USCO might determine that work produced by a system like Copilot is ineligible for copyright protection and in the public domain. However, that doesn’t absolve the tool from using protected works as inputs to generate their outputs.
A suit against Midjourney and Stable Diffusion involves many of the same issues Butterick alleges with Copilot. These ML systems grab whatever they can find, scramble it together, and then reproduce bits of the inputs combined. The artists who created the images these art creation bots scrape have many of the same grievances as open-source programmers. They find their styles, signatures, or code comments reproduced verbatim in these tools’ outputs. It will be up to the courts to decide whether these systems infringe on your copyright.
Open Source’s Funding Problem
All these issues with ML systems scraping and reproducing information are running headlong into an eternal issue in open source: funding. Many open-source developers donate immense amounts of time and energy to projects without any compensation. In recent years, more platforms such as Open Collective, Patreon, and even GitHub have expanded ways open-source developers can get paid for their work. However, even developers of popular projects must literally beg for payments or find “real” work.

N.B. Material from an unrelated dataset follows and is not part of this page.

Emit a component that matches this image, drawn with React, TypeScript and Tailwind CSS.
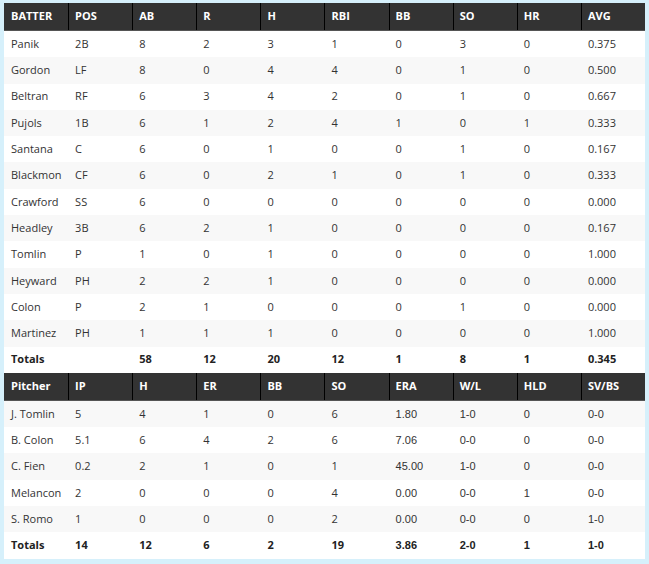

The current model for funding open-source projects is still very flawed. It is still hard to produce open-source code and earn a comparable amount as someone making proprietary software. Copilot claims to help open-source development by making it easier to program and better use your time. This argument only applies to future projects that agree to pay one of the biggest companies on the planet money so they can more easily take code from older open-source projects. It does nothing to help prior developers who, simply by using GitHub, gave their work to Copilot without compensation.
Let’s put aside the legal issues surrounding licensing and fair use. The bottom line is that these ML tools suck up work without any consideration for the creators. GitHub is not alone. Every such system relies on poorly-paid workers to generate and curate vast amounts of data. OpenAI, which got $10 billion in funding from Microsoft, uses workers in Kenya who are paid less than $2 per hour to filter out harmful data.
Meanwhile, some are stripping away the guardrails intended to prevent abuse. Microsoft laid off the entire ethics and society team in their AI division. It is not hard to imagine this team getting in the way of the new craze by raising difficult questions about fairness, compensation, and equity.
The owners of these ML tools pulling in billions of dollars in funding should compensate the people whose labor they rely on and develop systems for people to see where their work is being used. Copilot is a fancy interface to assemble relevant bits of publicly-available source code. Microsoft is charging you $10 per month for access to it and pouring vast amounts of money into expanding this code-generation technology into other areas.
However, none of that money goes to the people who wrote the code that Copilot relies on to give you good results. I’m not saying you should quit using Copilot. But, maybe, as we should have been doing whenever we use open-source code, you should also pitch in $10 a month to the projects you rely on every day. We should also expect that giant corporations with unimaginable resources will compensate the people whose work they use.